▸ Data shown
----------------

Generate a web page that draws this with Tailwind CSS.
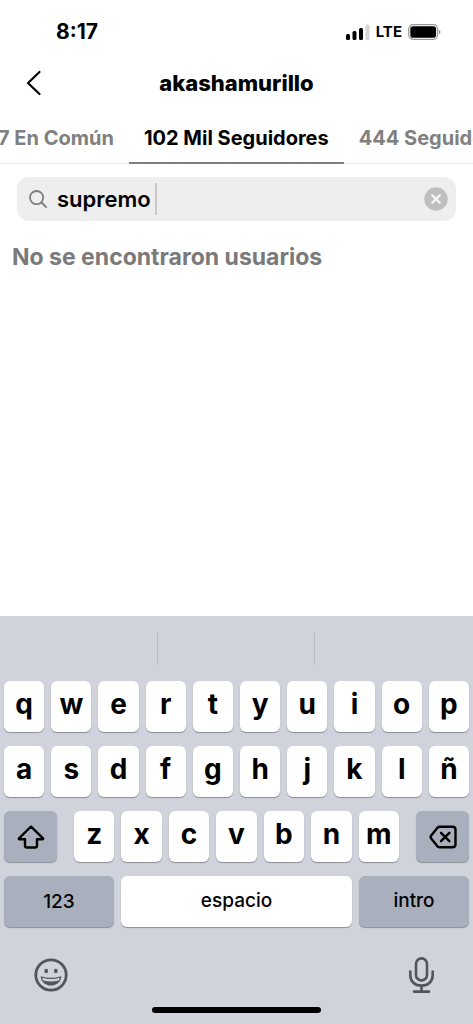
<!DOCTYPE html>
<html lang="es">
<head>
    <meta charset="UTF-8" />
    <meta name="viewport" content="width=device-width, initial-scale=1.0" />
    <title>akashamurillo | Seguidores</title>
    <script src="https://cdn.jsdelivr.net/npm/@tailwindcss/browser@4"></script>
</head>
<body class="bg-white text-black font-['Inter','Liberation_Sans',sans-serif]">
    <div class="flex flex-col min-h-screen overflow-hidden">

        <!-- Status Bar -->
        <div class="flex items-center justify-between h-14 pt-2 pl-14 pr-8">
            <span class="text-[21px] font-bold">8:17</span>
            <div class="flex items-center gap-1.5">
                <svg class="w-6 h-4" viewBox="0 0 24 16" aria-hidden="true">
                    <rect x="0" y="10" width="4" height="6" rx="1.5" />
                    <rect x="6.5" y="7" width="4" height="9" rx="1.5" />
                    <rect x="13" y="4" width="4" height="12" rx="1.5" />
                    <rect x="19.5" y="0.5" width="4" height="15.5" rx="1.5" fill="#d4d4d4" />
                </svg>
                <span class="text-[15px] font-bold">LTE</span>
                <svg class="w-[33px] h-4" viewBox="0 0 33 16" aria-hidden="true">
                    <rect x="0.7" y="0.7" width="29" height="14.6" rx="4.5" fill="none" stroke="#9a9a9a" stroke-width="1.2" />
                    <rect x="2.3" y="2.3" width="25.8" height="11.4" rx="2.8" />
                    <path d="M31 5.8c2 .9 2 3.5 0 4.4z" fill="#9a9a9a" />
                </svg>
            </div>
        </div>

        <!-- Header -->
        <header class="grid grid-cols-[48px_1fr_48px] items-center h-[54px]">
            <a href="#" aria-label="Atrás" class="flex justify-end pr-1.5">
                <svg class="w-4 h-7" viewBox="0 0 16 28" fill="none" stroke="currentColor" stroke-width="2.2" stroke-linecap="round" stroke-linejoin="round" aria-hidden="true">
                    <path d="M13.5 3L2 14l11.5 11" />
                </svg>
            </a>
            <h1 class="text-[22px] font-extrabold text-center">akashamurillo</h1>
        </header>

        <!-- Tabs -->
        <nav class="flex h-[54px] -ml-0.5 border-b border-gray-200 text-xl font-bold text-[#808080] whitespace-nowrap">
            <a href="#" class="flex items-center pt-0.5 pr-[15px] shrink-0">7 En Común</a>
            <a href="#" class="flex items-center pt-1 px-[15px] -mb-px shrink-0 text-black border-b-2 border-[#808080]">102 Mil Seguidores</a>
            <a href="#" class="flex items-center pt-0.5 pl-[15px] shrink-0">444 Seguidos</a>
        </nav>

        <!-- Search -->
        <main class="flex-1">
            <div class="flex items-center h-11 mt-[13px] mx-[17px] pl-3 pr-2 rounded-xl bg-[#eeeeee]">
                <svg class="w-[18px] h-[18px] mr-2.5 shrink-0 text-[#7f7f7f]" viewBox="0 0 18 18" fill="none" stroke="currentColor" stroke-width="1.8" stroke-linecap="round" aria-hidden="true">
                    <circle cx="7.6" cy="7.6" r="6.6" />
                    <path d="M12.5 12.5l4.5 4.5" />
                </svg>
                <input type="text" value="supremo" aria-label="Buscar" class="field-sizing-content text-[22px] font-semibold outline-none" />
                <span class="w-0.5 h-8 ml-1 bg-[#c9c9c9]"></span>
                <button type="button" aria-label="Borrar" class="ml-auto">
                    <svg class="w-6 h-6" viewBox="0 0 24 24" aria-hidden="true">
                        <circle cx="12" cy="12" r="11.7" fill="#bfbfbf" />
                        <path d="M8.3 8.3l7.4 7.4M15.7 8.3l-7.4 7.4" stroke="#f4f4f4" stroke-width="2.4" stroke-linecap="round" />
                    </svg>
                </button>
            </div>
            <p class="mt-5 ml-3 text-[23px] leading-8 font-bold text-[#7a7a7a]">No se encontraron usuarios</p>
        </main>

        <!-- Keyboard -->
        <div class="bg-[#d0d3dc]">
            <div class="grid grid-cols-3 h-[65px] py-4">
                <span class="border-r border-[#bcc0c9]"></span>
                <span class="border-r border-[#bcc0c9]"></span>
            </div>

            <div class="flex flex-col gap-[14px] px-1 text-[28px] leading-8 font-bold [&_button]:h-[51px] [&_button]:rounded-md [&_button]:shadow-[0_1px_1px_#8a8d94]">
                <div class="grid grid-cols-10 gap-[7px]">
                    <button type="button" class="pb-1.5 bg-white">q</button>
                    <button type="button" class="pb-1.5 bg-white">w</button>
                    <button type="button" class="pb-1.5 bg-white">e</button>
                    <button type="button" class="pb-1.5 bg-white">r</button>
                    <button type="button" class="pb-1.5 bg-white">t</button>
                    <button type="button" class="pb-1.5 bg-white">y</button>
                    <button type="button" class="pb-1.5 bg-white">u</button>
                    <button type="button" class="pb-1.5 bg-white">i</button>
                    <button type="button" class="pb-1.5 bg-white">o</button>
                    <button type="button" class="pb-1.5 bg-white">p</button>
                </div>

                <div class="grid grid-cols-10 gap-[7px]">
                    <button type="button" class="pb-1.5 bg-white">a</button>
                    <button type="button" class="pb-1.5 bg-white">s</button>
                    <button type="button" class="pb-1.5 bg-white">d</button>
                    <button type="button" class="pb-1.5 bg-white">f</button>
                    <button type="button" class="pb-1.5 bg-white">g</button>
                    <button type="button" class="pb-1.5 bg-white">h</button>
                    <button type="button" class="pb-1.5 bg-white">j</button>
                    <button type="button" class="pb-1.5 bg-white">k</button>
                    <button type="button" class="pb-1.5 bg-white">l</button>
                    <button type="button" class="pb-1.5 bg-white">ñ</button>
                </div>

                <div class="flex gap-[17px]">
                    <button type="button" aria-label="Mayúsculas" class="flex items-center justify-center w-[53px] bg-[#a9afbc]">
                        <svg class="w-7 h-6" viewBox="0 0 28 24" fill="none" stroke="currentColor" stroke-width="2.4" stroke-linejoin="round" aria-hidden="true">
                            <path d="M14 1.5L2 13.3q-.5.9.5.9H8v6.300q0 2 2 2h8q2 0 2-2v-6.300h5.500q1 0 .5-.9z" />
                        </svg>
                    </button>
                    <div class="grid grid-cols-7 gap-[7px] flex-1">
                        <button type="button" class="pb-1.5 bg-white">z</button>
                        <button type="button" class="pb-1.5 bg-white">x</button>
                        <button type="button" class="pb-1.5 bg-white">c</button>
                        <button type="button" class="pb-1.5 bg-white">v</button>
                        <button type="button" class="pb-1.5 bg-white">b</button>
                        <button type="button" class="pb-1.5 bg-white">n</button>
                        <button type="button" class="pb-1.5 bg-white">m</button>
                    </div>
                    <button type="button" aria-label="Borrar letra" class="flex items-center justify-center w-[53px] bg-[#a9afbc]">
                        <svg class="w-7 h-6" viewBox="0 0 28 24" fill="none" stroke="currentColor" stroke-width="2.4" stroke-linecap="round" stroke-linejoin="round" aria-hidden="true">
                            <path d="M11 1.7h12.5q3 0 3 3v14.6q0 3-3 3H11q-1.500 0-2.500-1L2.200 13.500q-1.200-1.500 0-3l6.300-7.800q1-1 2.500-1z" />
                            <path d="M12 7.800l8.400 8.400M20.400 7.800L12 16.200" />
                        </svg>
                    </button>
                </div>

                <div class="flex gap-[7px] text-[19px] font-medium">
                    <button type="button" class="w-[110px] bg-[#a9afbc]">123</button>
                    <button type="button" class="flex-1 pb-0.5 bg-white">espacio</button>
                    <button type="button" class="w-[110px] pb-0.5 bg-[#a9afbc]">intro</button>
                </div>
            </div>

            <div class="flex items-center justify-between h-16 mt-4 px-[34px] text-[#50555e]">
                <button type="button" aria-label="Emojis">
                    <svg class="w-[34px] h-[34px]" viewBox="0 0 34 34" aria-hidden="true">
                        <circle cx="17" cy="17" r="15.2" fill="none" stroke="currentColor" stroke-width="2.8" />
                        <ellipse cx="12.2" cy="13" rx="1.9" ry="2.3" fill="currentColor" />
                        <ellipse cx="21.8" cy="13" rx="1.9" ry="2.3" fill="currentColor" />
                        <path d="M6.8 18.2q10.200 3 20.400 0c.2 5.500-4.700 9.300-10.200 9.300S6.600 23.700 6.800 18.200z" fill="currentColor" />
                        <path d="M8.200 19.800q8.800 2.400 17.600 0-.3 1.700-1 2.600-7.800 2-15.600 0-.8-1.100-1-2.600z" fill="#d0d3dc" />
                    </svg>
                </button>
                <button type="button" aria-label="Dictado">
                    <svg class="w-[35px] h-9" viewBox="0 0 35 36" fill="none" stroke="currentColor" stroke-width="2.6" stroke-linecap="round" aria-hidden="true">
                        <rect x="12" y="1.4" width="11" height="22" rx="5.5" />
                        <path d="M6.3 14.5v3.500c0 6.500 4.500 10.600 11.200 10.600S28.700 24.500 28.700 18v-3.500M17.500 29v5.500M10 34.600h15" />
                    </svg>
                </button>
            </div>

            <!-- Home Indicator -->
            <div class="flex justify-center pb-[11px]">
                <span class="w-[169px] h-1.5 rounded-full bg-black"></span>
            </div>
        </div>
    </div>
</body>
</html>
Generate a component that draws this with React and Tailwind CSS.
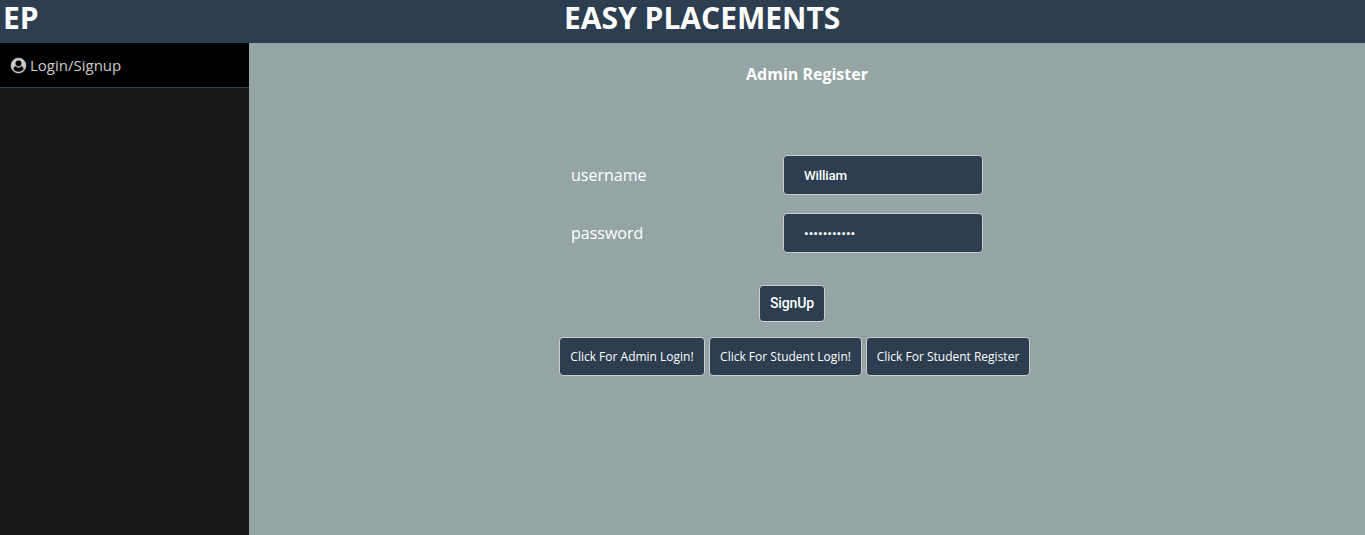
import { useState } from 'react';

const links = [
  { label: 'Click For Admin Login!', width: 'w-[146px]' },
  { label: 'Click For Student Login!', width: 'w-[153px]' },
  { label: 'Click For Student Register', width: 'w-[164px]' },
];

function UserIcon() {
  return (
    <svg viewBox="0 0 1792 1792" className="h-[15px] w-[15px] shrink-0 overflow-visible" fill="currentColor" stroke="currentColor" strokeWidth="50" aria-hidden="true">
      <path d="M1523 1339q-22-155-87.500-257.500t-184.500-118.500q-67 74-159.500 115.500t-195.500 41.500-195.500-41.500-159.500-115.500q-119 16-184.500 118.500t-87.500 257.500q106 150 271 237.500t356 87.500 356-87.500 271-237.500zm-243-699q0-159-112.500-271.500t-271.500-112.500-271.500 112.500-112.500 271.500 112.500 271.500 271.500 112.500 271.500-112.500 112.500-271.500zm512 256q0 182-71 347.500t-190.500 286-285.500 191.500-349 71q-182 0-348-71t-286-191-191-286-71-348 71-348 191-286 286-191 348-71 348 71 286 191 191 286 71 348z" />
    </svg>
  );
}

function Field({ label, type, value, onChange, tracking }) {
  return (
    <label className="flex h-10 items-center">
      <span className="w-[212px] text-base">{label}</span>
      <input
        type={type}
        value={value}
        onChange={onChange}
        className={`${tracking} h-10 w-[200px] rounded-[4px] border border-[#cccccc] bg-[#2c3e50] px-5 font-['Roboto',sans-serif] text-[13.333px] font-medium text-white outline-none`}
      />
    </label>
  );
}

export default function App() {
  const [username, setUsername] = useState('William');
  const [password, setPassword] = useState('placement01');

  return (
    <div className="flex h-screen flex-col overflow-hidden bg-[#95a5a5] font-['Open_Sans',sans-serif] text-white">
      <header className="flex h-[43px] shrink-0 bg-[#2c3e50] text-[30px] leading-[36px] font-bold">
        <div className="w-[564px] pl-[3px]">EP</div>
        <h1>EASY PLACEMENTS</h1>
      </header>
      <div className="flex min-h-0 flex-1">
        <aside className="w-[249px] shrink-0 bg-[#171717]">
          <a href="#login" className="flex h-[45px] items-center gap-1 border-b border-[#2c3e50] bg-black pl-[11px] text-[15px] text-[#cccccc]">
            <UserIcon />
            <span>Login/Signup</span>
          </a>
        </aside>
        <main className="flex-1">
          <h2 className="pt-[19px] pl-[497px] text-base leading-6 font-bold">Admin Register</h2>
          <form className="mt-[69px] flex flex-col gap-[18px] pl-[322px]" onSubmit={(e) => e.preventDefault()}>
            <Field label="username" type="text" tracking="tracking-[-0.15px]" value={username} onChange={(e) => setUsername(e.target.value)} />
            <Field label="password" type="password" tracking="tracking-normal" value={password} onChange={(e) => setPassword(e.target.value)} />
            <button className="mt-[14px] ml-[188px] h-[37px] w-[66px] rounded-[4px] border border-[#cccccc] bg-[#2c3e50] font-['Roboto',sans-serif] text-[14px] font-medium tracking-[-0.15px]">
              SignUp
            </button>
          </form>
          <nav className="mt-[15px] flex gap-1 pl-[310px]">
            {links.map(({ label, width }) => (
              <button key={label} className={`${width} h-[39px] rounded-[4px] border border-[#cccccc] bg-[#2c3e50] text-[12px] whitespace-nowrap`}>
                {label}
              </button>
            ))}
          </nav>
        </main>
      </div>
    </div>
  );
}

----------------

Pick out the lines containing the string "Generate".

Generate a web page that draws this with Tailwind CSS.
Generate a component that draws this with React and Tailwind CSS.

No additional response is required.